Well spotted, Signs. The good Doctor is in fact my other brother, though we currently live in parallel universes. He disappeared through a wormhole one afternoon when we were having a kickabout. He'd gone off to retrieve the football following a loose shot at goal that had disappeared into the neighbour's garden. It was in the news, of course, much local concern about the missing child and speculation as to where he'd got to. Lots of conspiracy theories about the aliens, but they all turned out to be wrong. It's nice to catch up with him on the box now and again. Most reassuring. The lad has done good.

But yes, siblings we are. It was an unfortunate typo which saw him registered as a "Who" and not a "Why?". The damned official also managed to miss the question mark off the end. It seems then, as now, you just couldn't get the staff....

Reading the Signs said...

I just knew it! This accounts for what you so casually refer to as your "geekiness" and all that bionic rowing. Don't worry, your secret is safe with me, though it must obviously give you an unfair advantage to have two hearts and a body that can restore itself and doesn't age. The fact that you still catch common and garden human bugs is a bit of a conundrum, but now the beeping makes sense. I take it that where you come from (originally, I mean) one is just born a Doctor?

Collin said...

I thought Planet of the Ood was brilliant and Catherine Tate continues to grow as Donna. I actually got a bit misty-eyed when she was listening to the Ood song. If you think The Guardian is bad, you should hear some of the fanboys raving and bitching on the Who sites. They seriously need to get a life.

But Why? said...

Why, yes. All are born doctors. Some don't quite make it into adulthood. They get confused with the two heart business - you see, each heart is under voluntary control, and unfortunately some kids just don't get the hang of controlling them early enough. It's harsh, I suppose, but Darwinian evolution being what it is, those that survive generally have their wits about them...

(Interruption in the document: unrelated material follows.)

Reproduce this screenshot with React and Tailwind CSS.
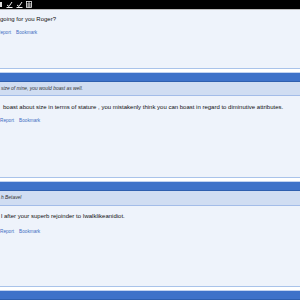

The extra heart certainly does come in handy for the rowing. Catching human beasties less so - it was supposed to be a temporary modification I made at an after-school science club, but unfortunately I forgot the golden rule of recording settings before altering them. I'm still trying to get rid of this feature - if you know of a way, do let me know, won't you?

fluttertongue said...

I had to stop watching this round of Dr Who because I'm falling far too much for David Tennant.

By the way, Sir Lloyd Webber employs a team of orchestrators to write his music for him - I know this because one of them was my orchestration teacher and showed me the scrap of notation he was given to work with. Dearest Andrew has less musical ability than your average 10 year old.

Reading the Signs said...

Hello Collin, fellow Doctor-watcher. Just thinking: if you have the chance to get the Jekyll and Hyde dramatisation I mentioned above, I think you'd love it. Very Whoesque, not surprisingly with the writer being Stephen Moffat.

Doctor W, I know nothing - nothing. I am however, an enless mine of good advice and misinformation.

Hi Flutter, what a delicious piece of information about Sir L-W. In that case, he and I have something in common, but I am much prettier than he is. Not rich and famous though.

You falling for David Tennant? You know, I'm so pure about this that when I watch he (or whoever) is always just The Doctor.